• [STORED ROWS]
⟨
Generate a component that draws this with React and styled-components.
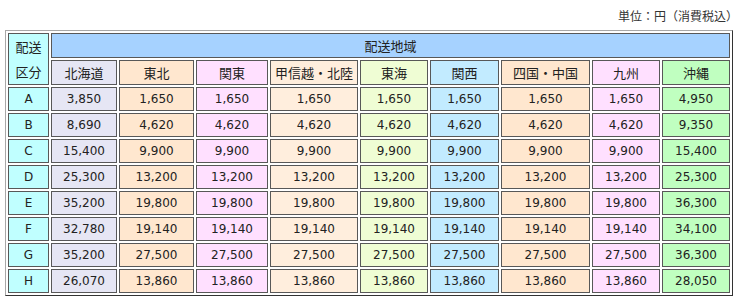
⟩
⟨
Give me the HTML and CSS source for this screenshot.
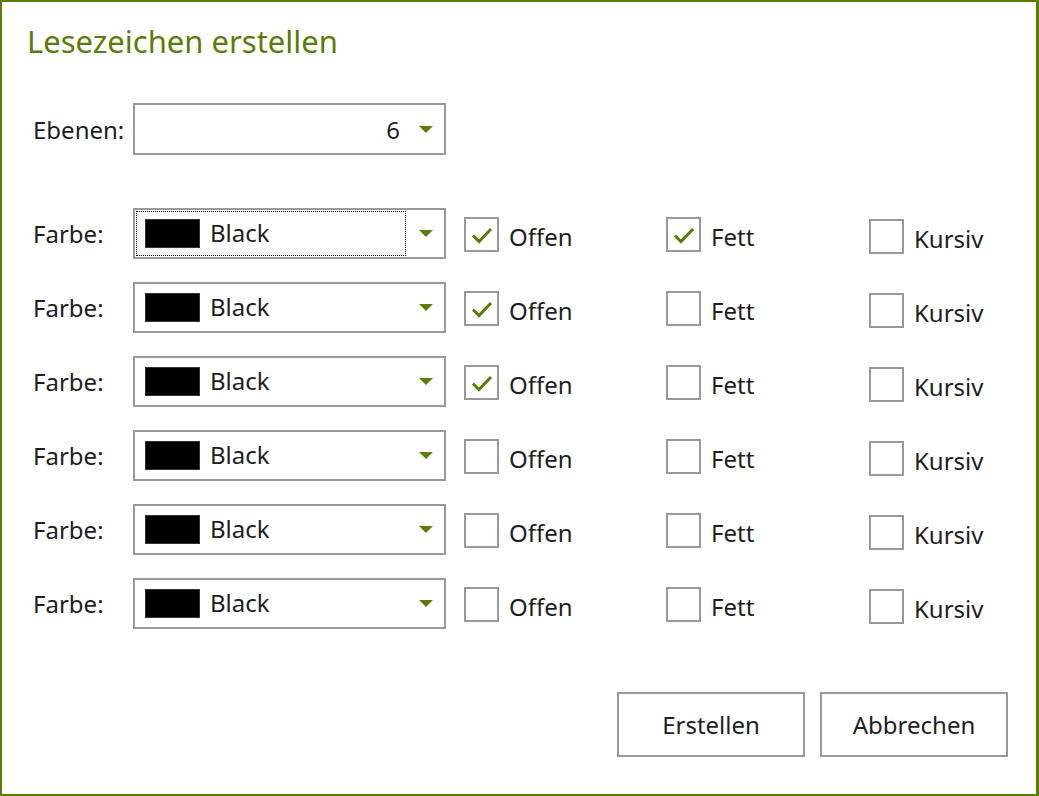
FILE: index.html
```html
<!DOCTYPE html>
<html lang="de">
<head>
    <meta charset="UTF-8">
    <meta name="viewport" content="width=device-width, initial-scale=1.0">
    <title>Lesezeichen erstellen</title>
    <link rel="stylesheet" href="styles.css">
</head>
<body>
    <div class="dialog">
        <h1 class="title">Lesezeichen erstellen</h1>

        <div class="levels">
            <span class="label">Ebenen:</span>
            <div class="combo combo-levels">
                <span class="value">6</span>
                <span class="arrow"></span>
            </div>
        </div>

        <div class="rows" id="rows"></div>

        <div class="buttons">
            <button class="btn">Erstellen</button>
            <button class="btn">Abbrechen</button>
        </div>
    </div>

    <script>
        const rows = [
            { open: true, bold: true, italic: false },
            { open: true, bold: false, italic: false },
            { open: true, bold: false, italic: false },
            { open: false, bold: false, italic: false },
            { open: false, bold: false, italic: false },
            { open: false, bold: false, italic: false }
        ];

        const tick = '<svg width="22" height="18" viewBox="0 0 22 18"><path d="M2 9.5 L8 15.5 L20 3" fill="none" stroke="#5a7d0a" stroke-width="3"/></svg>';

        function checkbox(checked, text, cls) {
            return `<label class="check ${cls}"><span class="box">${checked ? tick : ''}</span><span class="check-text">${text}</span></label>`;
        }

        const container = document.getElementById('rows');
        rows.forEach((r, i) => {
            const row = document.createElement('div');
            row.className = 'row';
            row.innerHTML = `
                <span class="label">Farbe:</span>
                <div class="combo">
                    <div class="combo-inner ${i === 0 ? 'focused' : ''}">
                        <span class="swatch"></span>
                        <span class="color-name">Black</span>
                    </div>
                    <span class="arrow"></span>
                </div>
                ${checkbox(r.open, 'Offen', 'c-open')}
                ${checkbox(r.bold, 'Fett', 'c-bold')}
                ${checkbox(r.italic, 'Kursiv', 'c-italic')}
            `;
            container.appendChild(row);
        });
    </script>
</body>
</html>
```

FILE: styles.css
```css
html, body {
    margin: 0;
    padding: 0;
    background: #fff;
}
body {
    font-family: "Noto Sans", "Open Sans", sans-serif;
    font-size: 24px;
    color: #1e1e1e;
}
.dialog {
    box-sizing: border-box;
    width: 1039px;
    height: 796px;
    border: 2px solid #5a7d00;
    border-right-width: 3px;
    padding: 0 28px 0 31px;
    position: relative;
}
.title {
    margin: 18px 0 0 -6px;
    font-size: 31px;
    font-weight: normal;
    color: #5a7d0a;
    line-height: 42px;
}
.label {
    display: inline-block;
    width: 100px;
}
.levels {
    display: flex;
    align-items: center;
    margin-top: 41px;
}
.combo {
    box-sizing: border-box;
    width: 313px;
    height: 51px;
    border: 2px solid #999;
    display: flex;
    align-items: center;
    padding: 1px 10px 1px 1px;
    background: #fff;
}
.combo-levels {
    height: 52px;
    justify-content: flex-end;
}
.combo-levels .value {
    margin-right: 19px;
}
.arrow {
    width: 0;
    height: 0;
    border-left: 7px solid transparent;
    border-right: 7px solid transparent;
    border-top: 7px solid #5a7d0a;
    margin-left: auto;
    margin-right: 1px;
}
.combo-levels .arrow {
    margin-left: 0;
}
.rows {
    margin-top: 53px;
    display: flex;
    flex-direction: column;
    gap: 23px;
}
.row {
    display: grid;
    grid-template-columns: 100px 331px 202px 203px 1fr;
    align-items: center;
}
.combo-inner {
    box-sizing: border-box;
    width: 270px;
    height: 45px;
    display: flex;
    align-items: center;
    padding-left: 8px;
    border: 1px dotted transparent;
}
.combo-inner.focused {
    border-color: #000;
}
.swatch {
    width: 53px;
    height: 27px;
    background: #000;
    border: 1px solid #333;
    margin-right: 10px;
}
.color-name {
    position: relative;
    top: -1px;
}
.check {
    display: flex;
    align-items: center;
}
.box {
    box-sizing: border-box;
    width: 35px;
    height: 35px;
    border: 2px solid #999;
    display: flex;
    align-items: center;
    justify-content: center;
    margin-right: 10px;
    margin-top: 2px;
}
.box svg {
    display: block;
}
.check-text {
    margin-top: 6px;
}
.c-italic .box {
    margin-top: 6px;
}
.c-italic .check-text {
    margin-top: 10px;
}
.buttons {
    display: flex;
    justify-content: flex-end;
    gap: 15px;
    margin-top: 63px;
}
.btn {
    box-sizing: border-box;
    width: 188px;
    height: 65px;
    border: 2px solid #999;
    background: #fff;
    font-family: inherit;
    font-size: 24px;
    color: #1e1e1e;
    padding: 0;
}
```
⟩
Each line of the material above either contains the word "this" or does not; state how many do, and nothing else.

• [EXERCISE OUTPUT] 2